State-owned bank bails out travel firms
>> The Industrial and Commercial Bank of China (ICBC), a major Chinese state-controlled bank, will provide an RMB 610 million (USD 86.7 million) loan to online travel platform Trip.com Group, and an aggregate RMB 1.1 billion (USD 156 million) loan to two Shanghai-based airlines, Spring Airlines and Junyao Airlines, according to a notice from the Shanghai Municipal Financial Regulatory Bureau.
Travel businesses including airlines, hotels and online services have shouldered great financial burden due to the massive cancellations caused by the covid-19 coronavirus outbreak.
But Trip.com Group may need more cash than ICBC has to offer: earlier this month, the OTA giant is seeking to raise a USD 1.2 billion loan, according to a Bloomberg report.
First global air traffic drop since 2009
>> The airline industry expects the first annual decline in global passenger demand in 11 years, after tallying up the initial impact of the thousands of flights canceled because of the coronavirus outbreak in China.
The estimate shaves about 4.7 percentage points off of a passenger-traffic forecast issued just two months ago, with almost all of the impact in the Asia Pacific region, according to the International Air Transport Association. The projection may be conservative as it assumes the losses will be limited to markets linked to China.
Hong Kong airport to close concourse
>> Hong Kong International Airport is preparing to consolidate all flights into the main terminal building, as passenger flights into and out of the city drop by two-thirds.
A number of countries have restricted or outright banned entry for people who have recently been to mainland China – and in some cases also Hong Kong – including the United States, Singapore, Australia and the Philippines.

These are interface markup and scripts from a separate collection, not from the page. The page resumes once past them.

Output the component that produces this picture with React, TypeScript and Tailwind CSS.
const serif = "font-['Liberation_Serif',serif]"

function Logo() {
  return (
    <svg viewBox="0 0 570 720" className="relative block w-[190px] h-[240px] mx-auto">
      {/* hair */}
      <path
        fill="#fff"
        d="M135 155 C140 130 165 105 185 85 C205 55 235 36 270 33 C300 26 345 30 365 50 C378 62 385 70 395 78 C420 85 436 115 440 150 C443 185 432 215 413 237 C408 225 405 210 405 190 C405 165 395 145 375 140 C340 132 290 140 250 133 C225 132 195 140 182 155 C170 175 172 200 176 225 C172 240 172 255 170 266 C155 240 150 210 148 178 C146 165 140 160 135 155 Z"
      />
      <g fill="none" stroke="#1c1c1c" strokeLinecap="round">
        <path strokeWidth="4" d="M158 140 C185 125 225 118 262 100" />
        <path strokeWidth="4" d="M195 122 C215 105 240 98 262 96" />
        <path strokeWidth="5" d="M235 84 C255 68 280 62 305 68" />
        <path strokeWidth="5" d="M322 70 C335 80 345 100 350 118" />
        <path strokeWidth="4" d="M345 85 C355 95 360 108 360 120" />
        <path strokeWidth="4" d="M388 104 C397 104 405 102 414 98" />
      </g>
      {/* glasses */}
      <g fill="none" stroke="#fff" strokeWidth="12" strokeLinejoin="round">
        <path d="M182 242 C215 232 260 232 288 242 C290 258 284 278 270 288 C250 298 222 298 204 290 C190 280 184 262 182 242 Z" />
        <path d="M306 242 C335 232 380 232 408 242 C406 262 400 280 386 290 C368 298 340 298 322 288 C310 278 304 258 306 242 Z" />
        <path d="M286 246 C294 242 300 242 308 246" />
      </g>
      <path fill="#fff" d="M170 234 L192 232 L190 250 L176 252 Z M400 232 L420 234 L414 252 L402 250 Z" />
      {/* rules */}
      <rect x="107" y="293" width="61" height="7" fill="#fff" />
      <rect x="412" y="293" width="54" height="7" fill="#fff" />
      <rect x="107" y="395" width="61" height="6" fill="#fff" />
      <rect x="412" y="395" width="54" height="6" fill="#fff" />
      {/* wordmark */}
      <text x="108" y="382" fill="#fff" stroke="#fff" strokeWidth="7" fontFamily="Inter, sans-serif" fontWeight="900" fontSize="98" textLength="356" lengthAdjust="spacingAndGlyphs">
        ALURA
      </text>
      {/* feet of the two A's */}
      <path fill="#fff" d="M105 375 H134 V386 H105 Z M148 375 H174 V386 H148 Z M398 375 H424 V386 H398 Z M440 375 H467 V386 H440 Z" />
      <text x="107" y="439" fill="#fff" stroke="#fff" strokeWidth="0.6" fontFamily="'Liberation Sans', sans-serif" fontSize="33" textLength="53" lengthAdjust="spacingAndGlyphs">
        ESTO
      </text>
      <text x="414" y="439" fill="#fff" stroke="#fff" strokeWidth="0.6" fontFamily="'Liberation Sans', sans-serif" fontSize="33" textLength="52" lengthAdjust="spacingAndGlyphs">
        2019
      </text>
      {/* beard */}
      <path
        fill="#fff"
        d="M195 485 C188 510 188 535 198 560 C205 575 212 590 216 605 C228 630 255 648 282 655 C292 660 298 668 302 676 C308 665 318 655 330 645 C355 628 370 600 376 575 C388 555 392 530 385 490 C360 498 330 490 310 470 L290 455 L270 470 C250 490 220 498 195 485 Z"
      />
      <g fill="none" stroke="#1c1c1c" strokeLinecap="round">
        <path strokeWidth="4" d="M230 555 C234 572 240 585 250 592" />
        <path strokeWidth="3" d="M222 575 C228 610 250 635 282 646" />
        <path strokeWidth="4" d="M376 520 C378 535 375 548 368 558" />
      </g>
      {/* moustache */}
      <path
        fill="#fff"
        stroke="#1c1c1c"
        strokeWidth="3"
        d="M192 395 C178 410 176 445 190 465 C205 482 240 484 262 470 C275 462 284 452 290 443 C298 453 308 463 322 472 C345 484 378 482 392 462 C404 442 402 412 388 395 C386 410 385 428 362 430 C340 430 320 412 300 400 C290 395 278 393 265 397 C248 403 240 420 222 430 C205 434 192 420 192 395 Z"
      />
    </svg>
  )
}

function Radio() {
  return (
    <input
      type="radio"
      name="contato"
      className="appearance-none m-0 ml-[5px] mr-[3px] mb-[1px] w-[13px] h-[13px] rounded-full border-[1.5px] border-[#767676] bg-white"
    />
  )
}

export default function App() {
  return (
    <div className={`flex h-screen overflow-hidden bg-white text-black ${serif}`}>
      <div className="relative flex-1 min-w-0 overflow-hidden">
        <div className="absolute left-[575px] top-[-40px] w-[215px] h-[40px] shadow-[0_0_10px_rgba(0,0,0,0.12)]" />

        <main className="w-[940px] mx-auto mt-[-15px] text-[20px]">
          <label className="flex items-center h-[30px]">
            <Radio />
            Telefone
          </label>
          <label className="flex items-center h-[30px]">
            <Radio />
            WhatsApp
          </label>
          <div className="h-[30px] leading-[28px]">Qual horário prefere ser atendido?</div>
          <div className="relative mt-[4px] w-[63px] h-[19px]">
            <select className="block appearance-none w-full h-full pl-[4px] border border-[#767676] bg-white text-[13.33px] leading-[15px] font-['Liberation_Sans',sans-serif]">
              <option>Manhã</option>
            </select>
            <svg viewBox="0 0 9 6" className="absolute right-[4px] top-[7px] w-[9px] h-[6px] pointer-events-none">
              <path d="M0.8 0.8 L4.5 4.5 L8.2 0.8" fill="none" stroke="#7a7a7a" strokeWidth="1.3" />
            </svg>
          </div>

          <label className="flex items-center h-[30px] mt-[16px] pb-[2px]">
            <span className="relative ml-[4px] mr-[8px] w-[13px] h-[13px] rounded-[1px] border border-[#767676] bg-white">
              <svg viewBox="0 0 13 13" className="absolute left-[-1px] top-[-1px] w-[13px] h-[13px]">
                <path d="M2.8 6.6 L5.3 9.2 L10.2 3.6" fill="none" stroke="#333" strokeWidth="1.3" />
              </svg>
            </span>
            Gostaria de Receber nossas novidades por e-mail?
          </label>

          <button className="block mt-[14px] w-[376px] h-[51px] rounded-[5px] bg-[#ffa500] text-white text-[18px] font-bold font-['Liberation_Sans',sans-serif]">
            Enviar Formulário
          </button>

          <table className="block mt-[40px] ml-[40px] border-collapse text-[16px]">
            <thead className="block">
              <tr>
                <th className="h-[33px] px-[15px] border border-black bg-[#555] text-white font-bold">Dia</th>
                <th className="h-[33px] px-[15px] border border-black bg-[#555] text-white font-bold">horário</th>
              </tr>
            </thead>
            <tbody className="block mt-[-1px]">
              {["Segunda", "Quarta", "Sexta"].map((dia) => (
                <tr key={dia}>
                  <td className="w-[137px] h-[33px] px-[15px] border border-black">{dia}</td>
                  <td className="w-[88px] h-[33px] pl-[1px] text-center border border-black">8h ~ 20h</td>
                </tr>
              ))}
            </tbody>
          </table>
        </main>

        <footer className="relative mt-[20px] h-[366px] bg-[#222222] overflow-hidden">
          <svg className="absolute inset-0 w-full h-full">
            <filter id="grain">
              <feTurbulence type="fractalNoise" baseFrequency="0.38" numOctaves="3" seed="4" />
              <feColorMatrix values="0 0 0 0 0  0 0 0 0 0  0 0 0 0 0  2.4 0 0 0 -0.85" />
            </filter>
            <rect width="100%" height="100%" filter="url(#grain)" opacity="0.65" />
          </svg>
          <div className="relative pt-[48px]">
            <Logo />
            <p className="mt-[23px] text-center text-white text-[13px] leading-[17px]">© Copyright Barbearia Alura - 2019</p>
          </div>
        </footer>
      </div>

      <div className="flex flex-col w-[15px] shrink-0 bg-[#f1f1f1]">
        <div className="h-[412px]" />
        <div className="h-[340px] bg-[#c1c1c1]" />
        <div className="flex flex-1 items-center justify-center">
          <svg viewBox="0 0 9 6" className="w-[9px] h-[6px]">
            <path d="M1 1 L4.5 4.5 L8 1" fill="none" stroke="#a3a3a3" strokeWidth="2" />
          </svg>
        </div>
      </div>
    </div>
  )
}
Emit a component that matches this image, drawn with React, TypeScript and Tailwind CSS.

British Airways extends route cancellations
>> British Airways has further extended its flight cancellations to Chinese cities Beijing and Shanghai, following “the Foreign Office’s continued advice against all but essential travel to mainland China”. The airline has confirmed that the routes have now been cancelled up until April 17.
Qantas and Jetstar cut Asia flights
>> Qantas and its low-cost brand Jetstar will reduce flights to Asia for at least three months, as travel demand slows.
The move comes after Hong Kong’s Cathay Pacific cut back its schedules by 40% up to the end of March and asked all 27,000 staff to take three weeks of unpaid leave.
Hyatt's China business drops 90%
>> RevPAR of Hyatt properties declined 90% last month in China and was down 32% in Asia Pacific excluding China. The hotel group estimated that every 1% decline in China RevPAR equals USD 1-2 million hit to EBITDA.
Hyatt has been operating in China for more than five decades and has so far closed 26 properties in the country in response to the virus, with many others running at extremely low occupancy.
Accor expects $5.4 million revenue loss
>> Accor expects to take a USD 5.4 million revenue hit as a result of the outbreak. The Grater China area, which includes Hong Kong and Macao, generates only about 3% of Accor’s total revenue, with the number of rooms slightly above 10%.
Tourists in Japan cautious but upbeat
>> Foreign tourists in Japan remain mostly confident as the country deals with one of the worst outbreaks of the coronavirus outside China.
According to data released by the Japan Tourism Agency, the estimated number of foreign tourists to Japan only dropped 1.1% in January, with visitors from China hitting a record high for the reporting month at 924,800, up 22.6%. But the February figure is expected to nosedive following the Chinese government's ban on group travel and some individual trips overseas from Jan 27 to curb the spread of virus.
Norwegian Cruise cancels Asia voyages
>> Norwegian Cruise Line has canceled its voyages in Asia through the third quarter in 2020 and expects to take an earnings hit for the full year because of the coronavirus. Any guest or crew who have traveled to China, Hong Kong or Macao in the past 30 days are not allowed to board its vessels.